#### [Given instruction]
Up to and including the line with "const HelpIcon = ()", write out the listing from its first line, minus the pictures.

* START *

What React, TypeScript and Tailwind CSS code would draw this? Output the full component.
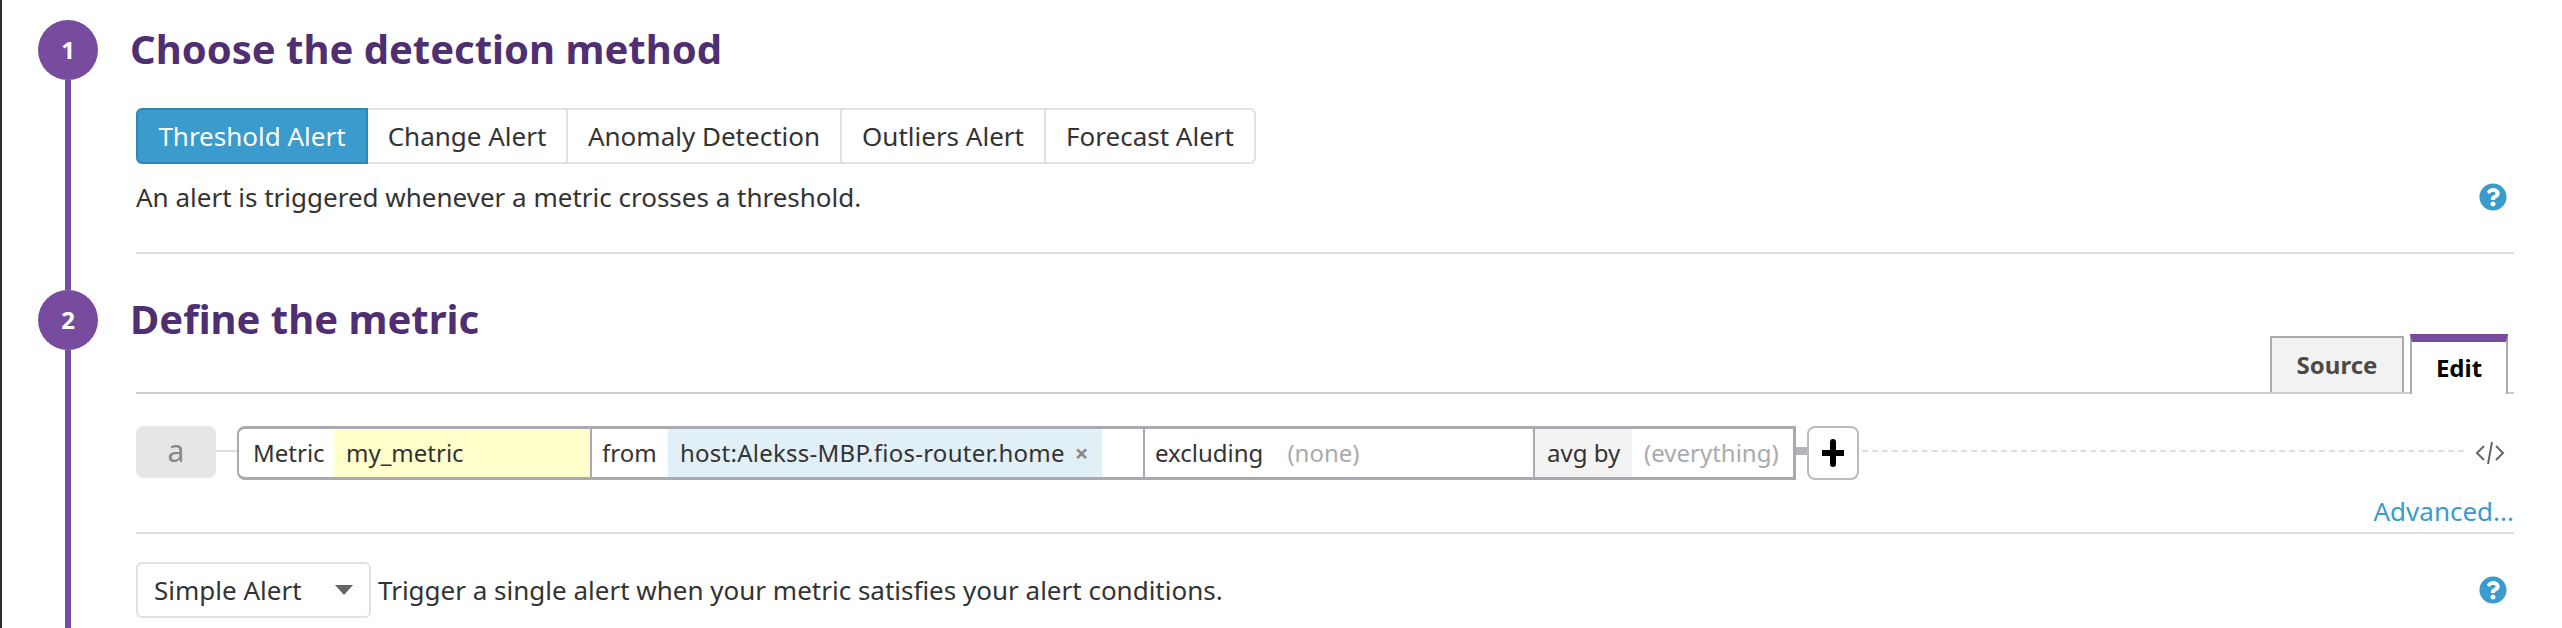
import React from "react"
import { FaQuestionCircle } from "react-icons/fa"

const methods = ["Change Alert", "Anomaly Detection", "Outliers Alert", "Forecast Alert"]
const methodWidths = ["w-[200px]", "w-[274px]", "w-[204px]", "w-[210px]"]

const StepTitle = ({ children }: { children: React.ReactNode }) => (
  <h2 className="h-[60px] -translate-x-[2px] -translate-y-px text-[40px] leading-[60px] font-bold text-[#4f2f72] whitespace-nowrap">
    {children}
  </h2>
)

const Rail = ({ n }: { n: number }) => (
  <div className="flex w-[60px] shrink-0 flex-col items-center">
    <div className="flex h-[60px] w-[60px] shrink-0 items-center justify-center rounded-full bg-[#774c9f] text-[24px] font-bold text-white">
      {n}
    </div>
    <div className="w-[6px] flex-1 bg-[#774c9f]" />
  </div>
)

const HelpIcon = () => <FaQuestionCircle className="text-[28px] text-[#3a9bcc]" />

const App: React.FC = () => {
  return (
    <div className="flex h-[628px] w-[2562px] flex-col overflow-hidden border-l-2 border-[#2d2838] bg-white pl-9 pr-12 font-['Noto_Sans',sans-serif] text-[26px] text-[#333]">
      {/* step 1 */}
      <section className="flex h-[254px] shrink-0 gap-[34px]">
        <div className="mt-5 flex">
          <Rail n={1} />
        </div>
        <div className="min-w-0 flex-1 pt-5">
          <StepTitle>Choose the detection method</StepTitle>
          <div className="ml-1 mt-7">
            <div className="flex h-14">
              <div className="flex w-[232px] items-center justify-center rounded-l-md border-2 border-[#2f86b3] bg-[#3a9bcc] text-white">
                Threshold Alert
              </div>
              {methods.map((m, i) => (
                <div
                  key={m}
                  className={`flex items-center justify-center border-y-2 border-r-2 border-[#e0e0e6] ${methodWidths[i]} ${
                    i === 3 ? "rounded-r-md" : ""
                  }`}>
                  {m}
                </div>
              ))}
            </div>
            <div className="mt-[15px] flex h-9 items-center justify-between pr-[7px]">
              <p className="leading-9">An alert is triggered whenever a metric crosses a threshold.</p>
              <HelpIcon />
            </div>
            <div className="mt-[37px] h-[2px] bg-[#ddd]" />
          </div>
        </div>
      </section>

      {/* step 2 */}
      <section className="flex min-h-0 flex-1 gap-[34px]">
        <div className="flex w-[60px] shrink-0 flex-col items-center">
          <div className="h-9 w-[6px] shrink-0 bg-[#774c9f]" />
          <div className="flex flex-1">
            <Rail n={2} />
          </div>
        </div>
        <div className="min-w-0 flex-1 pt-9">
          <StepTitle>Define the metric</StepTitle>
          <div className="ml-1">
            <div className="-mt-4 flex h-[60px] items-end justify-end border-b-2 border-[#ccc] pr-[6px]">
              <div className="mr-[6px] flex h-[56px] w-[134px] items-center justify-center border-2 border-b-0 border-[#aaa] bg-[#f2f2f2] text-[24px] font-bold text-[#4a4a4a]">
                Source
              </div>
              <div className="-mb-[2px] flex h-[60px] w-[98px] items-center justify-center border-x-2 border-t-8 border-x-[#aaa] border-t-[#774c9f] bg-white text-[24px] font-bold text-black">
                Edit
              </div>
            </div>

            <div className="mt-8 flex h-[54px] items-center">
              <div className="flex h-[52px] w-20 -translate-y-px items-center justify-center rounded-lg bg-[#e6e6e6] pb-1 text-[30px] text-[#888]">
                a
              </div>
              <div className="h-[2px] w-[21px] -translate-y-[2px] bg-[#ddd]" />
              <div className="flex h-[54px] w-[1559px] overflow-hidden rounded-l-lg border-[3px] border-l-2 border-[#aaa8b0] text-[24px]">
                <div className="flex w-[95px] items-center pl-[14px]">Metric</div>
                <div className="flex w-[258px] items-center border-r-2 border-[#aaa8b0] bg-[#ffffcc] pl-3">my_metric</div>
                <div className="flex w-[76px] items-center pl-[10px]">from</div>
                <div className="flex w-[434px] items-center whitespace-nowrap bg-[#e1eff7] pl-3 tracking-[0.25px]">
                  host:Alekss-MBP.fios-router.home
                  <span className="ml-[10px] text-[24px] font-bold text-[#888]">×</span>
                </div>
                <div className="w-[43px] border-r-2 border-[#aaa8b0]" />
                <div className="flex w-[390px] items-center border-r-2 border-[#aaa8b0] pl-[10px]">
                  excluding
                  <span className="ml-[24px] text-[#aaa]">(none)</span>
                </div>
                <div className="flex w-[97px] items-center bg-[#f3f3f3] pl-3">avg by</div>
                <div className="flex flex-1 items-center pl-3 text-[#aaa] whitespace-nowrap">(everything)</div>
              </div>
              <div className="h-2 w-[11px] -translate-y-[2px] bg-[#b5b3b9]" />
              <div className="flex h-[54px] w-[52px] items-center justify-center rounded-lg border-2 border-[#bbb]">
                <svg width="22" height="40" viewBox="0 0 22 40">
                  <path d="M11 9v22M1 20h20" stroke="#000" strokeWidth="6" strokeLinecap="round" />
                </svg>
              </div>
              <div className="mx-[3px] flex-1 -translate-y-[2px] border-t-2 border-dashed border-[#ddd]" />
              <svg width="30" height="24" viewBox="0 0 30 24" className="ml-2 mr-[9px] shrink-0" fill="none" stroke="#666" strokeWidth="2">
                <path d="M9 5L2 12l7 7M21 5l7 7-7 7M17 1l-4 22" />
              </svg>
            </div>

            <div className="flex h-[54px] items-center justify-end border-b-2 border-[#ddd] pt-[10px]">
              <a className="text-[#3a9bcc]">Advanced...</a>
            </div>

            <div className="mt-7 flex h-14 items-center">
              <div className="flex h-14 w-[235px] items-center justify-between rounded-md border-2 border-[#e0e0e6] pl-4 pr-4">
                <span>Simple Alert</span>
                <span className="h-0 w-0 border-x-[9px] border-t-[10px] border-x-transparent border-t-[#666]" />
              </div>
              <p className="ml-[7px] flex-1">Trigger a single alert when your metric satisfies your alert conditions.</p>
              <div className="mr-[7px] flex">
                <HelpIcon />
              </div>
            </div>
          </div>
        </div>
      </section>
    </div>
  )
}

export default App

* END *

#### [Exercise answer]
What React, TypeScript and Tailwind CSS code would draw this? Output the full component.
import React from "react"
import { FaQuestionCircle } from "react-icons/fa"

const methods = ["Change Alert", "Anomaly Detection", "Outliers Alert", "Forecast Alert"]
const methodWidths = ["w-[200px]", "w-[274px]", "w-[204px]", "w-[210px]"]

const StepTitle = ({ children }: { children: React.ReactNode }) => (
  <h2 className="h-[60px] -translate-x-[2px] -translate-y-px text-[40px] leading-[60px] font-bold text-[#4f2f72] whitespace-nowrap">
    {children}
  </h2>
)

const Rail = ({ n }: { n: number }) => (
  <div className="flex w-[60px] shrink-0 flex-col items-center">
    <div className="flex h-[60px] w-[60px] shrink-0 items-center justify-center rounded-full bg-[#774c9f] text-[24px] font-bold text-white">
      {n}
    </div>
    <div className="w-[6px] flex-1 bg-[#774c9f]" />
  </div>
)

const HelpIcon = () => <FaQuestionCircle className="text-[28px] text-[#3a9bcc]" />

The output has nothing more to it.